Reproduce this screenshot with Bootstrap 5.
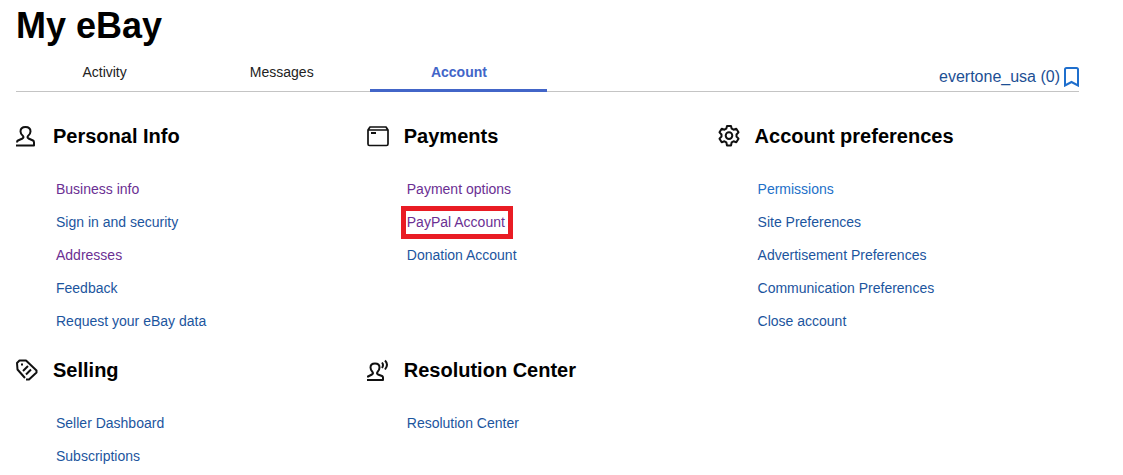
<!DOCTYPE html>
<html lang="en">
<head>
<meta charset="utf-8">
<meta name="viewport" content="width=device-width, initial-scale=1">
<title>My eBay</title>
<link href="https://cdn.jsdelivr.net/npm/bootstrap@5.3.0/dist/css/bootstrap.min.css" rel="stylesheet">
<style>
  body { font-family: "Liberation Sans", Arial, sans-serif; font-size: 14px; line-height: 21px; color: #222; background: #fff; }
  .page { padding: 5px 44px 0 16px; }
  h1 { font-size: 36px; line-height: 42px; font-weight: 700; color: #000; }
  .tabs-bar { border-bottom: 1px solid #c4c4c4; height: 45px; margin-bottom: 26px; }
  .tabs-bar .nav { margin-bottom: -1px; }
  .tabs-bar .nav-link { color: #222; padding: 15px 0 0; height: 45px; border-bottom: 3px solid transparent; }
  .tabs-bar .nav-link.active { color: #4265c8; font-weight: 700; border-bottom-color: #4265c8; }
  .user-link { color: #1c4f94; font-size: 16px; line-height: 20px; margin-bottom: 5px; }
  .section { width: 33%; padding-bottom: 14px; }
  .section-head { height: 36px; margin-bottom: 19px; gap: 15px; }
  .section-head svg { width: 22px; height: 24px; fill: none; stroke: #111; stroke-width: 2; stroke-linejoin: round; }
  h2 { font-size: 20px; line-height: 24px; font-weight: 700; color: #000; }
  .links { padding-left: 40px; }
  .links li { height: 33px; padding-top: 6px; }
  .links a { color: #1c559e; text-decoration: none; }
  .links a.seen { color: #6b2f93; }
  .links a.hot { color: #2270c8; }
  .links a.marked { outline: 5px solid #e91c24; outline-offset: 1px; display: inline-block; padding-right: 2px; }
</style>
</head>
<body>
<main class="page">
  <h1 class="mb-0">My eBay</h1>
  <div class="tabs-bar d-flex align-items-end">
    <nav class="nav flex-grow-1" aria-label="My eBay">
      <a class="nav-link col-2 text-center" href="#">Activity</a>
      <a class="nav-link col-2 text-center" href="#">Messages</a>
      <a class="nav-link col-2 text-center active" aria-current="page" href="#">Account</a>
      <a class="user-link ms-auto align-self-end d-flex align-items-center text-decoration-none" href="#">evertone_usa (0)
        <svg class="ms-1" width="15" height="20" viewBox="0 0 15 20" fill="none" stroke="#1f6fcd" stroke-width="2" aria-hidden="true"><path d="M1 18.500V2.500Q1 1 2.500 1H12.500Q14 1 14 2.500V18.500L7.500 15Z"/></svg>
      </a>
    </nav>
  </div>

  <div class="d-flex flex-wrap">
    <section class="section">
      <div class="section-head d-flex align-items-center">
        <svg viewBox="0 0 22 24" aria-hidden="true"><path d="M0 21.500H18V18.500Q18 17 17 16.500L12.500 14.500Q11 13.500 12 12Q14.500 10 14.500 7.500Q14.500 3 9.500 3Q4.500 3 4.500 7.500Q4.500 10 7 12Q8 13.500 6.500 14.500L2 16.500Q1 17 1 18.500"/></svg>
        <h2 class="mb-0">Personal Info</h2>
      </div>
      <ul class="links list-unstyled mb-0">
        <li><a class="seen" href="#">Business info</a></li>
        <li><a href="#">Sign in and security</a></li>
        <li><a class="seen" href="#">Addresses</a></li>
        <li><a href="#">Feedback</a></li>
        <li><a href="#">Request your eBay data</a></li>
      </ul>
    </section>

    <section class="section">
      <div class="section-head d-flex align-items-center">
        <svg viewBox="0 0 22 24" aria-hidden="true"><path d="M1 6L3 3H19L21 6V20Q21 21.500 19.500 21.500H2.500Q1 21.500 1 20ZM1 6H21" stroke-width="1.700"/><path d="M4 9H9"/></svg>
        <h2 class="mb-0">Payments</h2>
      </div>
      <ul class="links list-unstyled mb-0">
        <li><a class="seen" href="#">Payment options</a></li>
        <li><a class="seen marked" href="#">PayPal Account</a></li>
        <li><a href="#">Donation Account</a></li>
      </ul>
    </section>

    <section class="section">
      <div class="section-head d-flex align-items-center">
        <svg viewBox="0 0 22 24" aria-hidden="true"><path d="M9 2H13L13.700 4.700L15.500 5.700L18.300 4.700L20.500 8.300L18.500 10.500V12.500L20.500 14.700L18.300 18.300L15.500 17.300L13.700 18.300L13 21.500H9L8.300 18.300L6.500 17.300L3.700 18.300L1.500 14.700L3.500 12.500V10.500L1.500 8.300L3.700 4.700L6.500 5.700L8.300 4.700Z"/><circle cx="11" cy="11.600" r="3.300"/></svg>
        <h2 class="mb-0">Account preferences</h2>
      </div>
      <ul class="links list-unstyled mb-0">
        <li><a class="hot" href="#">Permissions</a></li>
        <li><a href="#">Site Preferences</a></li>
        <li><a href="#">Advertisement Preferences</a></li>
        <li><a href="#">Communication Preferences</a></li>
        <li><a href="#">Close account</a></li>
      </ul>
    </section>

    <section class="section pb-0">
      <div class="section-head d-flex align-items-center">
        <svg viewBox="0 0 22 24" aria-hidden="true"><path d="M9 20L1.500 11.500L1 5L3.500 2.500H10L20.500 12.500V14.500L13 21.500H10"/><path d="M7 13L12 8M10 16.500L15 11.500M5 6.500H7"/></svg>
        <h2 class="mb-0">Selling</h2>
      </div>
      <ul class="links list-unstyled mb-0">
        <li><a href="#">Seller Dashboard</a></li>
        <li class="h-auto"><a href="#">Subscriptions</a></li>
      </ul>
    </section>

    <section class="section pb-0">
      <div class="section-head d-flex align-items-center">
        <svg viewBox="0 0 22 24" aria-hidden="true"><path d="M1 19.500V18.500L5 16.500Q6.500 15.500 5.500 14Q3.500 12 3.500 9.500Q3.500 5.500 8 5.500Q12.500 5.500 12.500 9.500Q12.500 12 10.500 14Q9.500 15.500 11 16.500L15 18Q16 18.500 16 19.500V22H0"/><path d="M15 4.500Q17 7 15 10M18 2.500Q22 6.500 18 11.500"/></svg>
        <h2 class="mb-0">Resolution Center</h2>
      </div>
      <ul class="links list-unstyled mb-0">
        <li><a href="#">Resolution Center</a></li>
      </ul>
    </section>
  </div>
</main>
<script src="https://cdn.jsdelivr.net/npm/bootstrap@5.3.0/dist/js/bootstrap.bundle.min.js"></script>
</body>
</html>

--

Task objective: Repeat the data exactly, excluding the pictures.

Expected answer:
Reproduce this screenshot with Bootstrap 5.
<!DOCTYPE html>
<html lang="en">
<head>
<meta charset="utf-8">
<meta name="viewport" content="width=device-width, initial-scale=1">
<title>My eBay</title>
<link href="https://cdn.jsdelivr.net/npm/bootstrap@5.3.0/dist/css/bootstrap.min.css" rel="stylesheet">
<style>
  body { font-family: "Liberation Sans", Arial, sans-serif; font-size: 14px; line-height: 21px; color: #222; background: #fff; }
  .page { padding: 5px 44px 0 16px; }
  h1 { font-size: 36px; line-height: 42px; font-weight: 700; color: #000; }
  .tabs-bar { border-bottom: 1px solid #c4c4c4; height: 45px; margin-bottom: 26px; }
  .tabs-bar .nav { margin-bottom: -1px; }
  .tabs-bar .nav-link { color: #222; padding: 15px 0 0; height: 45px; border-bottom: 3px solid transparent; }
  .tabs-bar .nav-link.active { color: #4265c8; font-weight: 700; border-bottom-color: #4265c8; }
  .user-link { color: #1c4f94; font-size: 16px; line-height: 20px; margin-bottom: 5px; }
  .section { width: 33%; padding-bottom: 14px; }
  .section-head { height: 36px; margin-bottom: 19px; gap: 15px; }
  .section-head svg { width: 22px; height: 24px; fill: none; stroke: #111; stroke-width: 2; stroke-linejoin: round; }
  h2 { font-size: 20px; line-height: 24px; font-weight: 700; color: #000; }
  .links { padding-left: 40px; }
  .links li { height: 33px; padding-top: 6px; }
  .links a { color: #1c559e; text-decoration: none; }
  .links a.seen { color: #6b2f93; }
  .links a.hot { color: #2270c8; }
  .links a.marked { outline: 5px solid #e91c24; outline-offset: 1px; display: inline-block; padding-right: 2px; }
</style>
</head>
<body>
<main class="page">
  <h1 class="mb-0">My eBay</h1>
  <div class="tabs-bar d-flex align-items-end">
    <nav class="nav flex-grow-1" aria-label="My eBay">
      <a class="nav-link col-2 text-center" href="#">Activity</a>
      <a class="nav-link col-2 text-center" href="#">Messages</a>
      <a class="nav-link col-2 text-center active" aria-current="page" href="#">Account</a>
      <a class="user-link ms-auto align-self-end d-flex align-items-center text-decoration-none" href="#">evertone_usa (0)
        <svg class="ms-1" width="15" height="20" viewBox="0 0 15 20" fill="none" stroke="#1f6fcd" stroke-width="2" aria-hidden="true"><path d="M1 18.500V2.500Q1 1 2.500 1H12.500Q14 1 14 2.500V18.500L7.500 15Z"/></svg>
      </a>
    </nav>
  </div>

  <div class="d-flex flex-wrap">
    <section class="section">
      <div class="section-head d-flex align-items-center">
        <svg viewBox="0 0 22 24" aria-hidden="true"><path d="M0 21.500H18V18.500Q18 17 17 16.500L12.500 14.500Q11 13.500 12 12Q14.500 10 14.500 7.500Q14.500 3 9.500 3Q4.500 3 4.500 7.500Q4.500 10 7 12Q8 13.500 6.500 14.500L2 16.500Q1 17 1 18.500"/></svg>
        <h2 class="mb-0">Personal Info</h2>
      </div>
      <ul class="links list-unstyled mb-0">
        <li><a class="seen" href="#">Business info</a></li>
        <li><a href="#">Sign in and security</a></li>
        <li><a class="seen" href="#">Addresses</a></li>
        <li><a href="#">Feedback</a></li>
        <li><a href="#">Request your eBay data</a></li>
      </ul>
    </section>

    <section class="section">
      <div class="section-head d-flex align-items-center">
        <svg viewBox="0 0 22 24" aria-hidden="true"><path d="M1 6L3 3H19L21 6V20Q21 21.500 19.500 21.500H2.500Q1 21.500 1 20ZM1 6H21" stroke-width="1.700"/><path d="M4 9H9"/></svg>
        <h2 class="mb-0">Payments</h2>
      </div>
      <ul class="links list-unstyled mb-0">
        <li><a class="seen" href="#">Payment options</a></li>
        <li><a class="seen marked" href="#">PayPal Account</a></li>
        <li><a href="#">Donation Account</a></li>
      </ul>
    </section>

    <section class="section">
      <div class="section-head d-flex align-items-center">
        <svg viewBox="0 0 22 24" aria-hidden="true"><path d="M9 2H13L13.700 4.700L15.500 5.700L18.300 4.700L20.500 8.300L18.500 10.500V12.500L20.500 14.700L18.300 18.300L15.500 17.300L13.700 18.300L13 21.500H9L8.300 18.300L6.500 17.300L3.700 18.300L1.500 14.700L3.500 12.500V10.500L1.500 8.300L3.700 4.700L6.500 5.700L8.300 4.700Z"/><circle cx="11" cy="11.600" r="3.300"/></svg>
        <h2 class="mb-0">Account preferences</h2>
      </div>
      <ul class="links list-unstyled mb-0">
        <li><a class="hot" href="#">Permissions</a></li>
        <li><a href="#">Site Preferences</a></li>
        <li><a href="#">Advertisement Preferences</a></li>
        <li><a href="#">Communication Preferences</a></li>
        <li><a href="#">Close account</a></li>
      </ul>
    </section>

    <section class="section pb-0">
      <div class="section-head d-flex align-items-center">
        <svg viewBox="0 0 22 24" aria-hidden="true"><path d="M9 20L1.500 11.500L1 5L3.500 2.500H10L20.500 12.500V14.500L13 21.500H10"/><path d="M7 13L12 8M10 16.500L15 11.500M5 6.500H7"/></svg>
        <h2 class="mb-0">Selling</h2>
      </div>
      <ul class="links list-unstyled mb-0">
        <li><a href="#">Seller Dashboard</a></li>
        <li class="h-auto"><a href="#">Subscriptions</a></li>
      </ul>
    </section>

    <section class="section pb-0">
      <div class="section-head d-flex align-items-center">
        <svg viewBox="0 0 22 24" aria-hidden="true"><path d="M1 19.500V18.500L5 16.500Q6.500 15.500 5.500 14Q3.500 12 3.500 9.500Q3.500 5.500 8 5.500Q12.500 5.500 12.500 9.500Q12.500 12 10.500 14Q9.500 15.500 11 16.500L15 18Q16 18.500 16 19.500V22H0"/><path d="M15 4.500Q17 7 15 10M18 2.500Q22 6.500 18 11.500"/></svg>
        <h2 class="mb-0">Resolution Center</h2>
      </div>
      <ul class="links list-unstyled mb-0">
        <li><a href="#">Resolution Center</a></li>
      </ul>
    </section>
  </div>
</main>
<script src="https://cdn.jsdelivr.net/npm/bootstrap@5.3.0/dist/js/bootstrap.bundle.min.js"></script>
</body>
</html>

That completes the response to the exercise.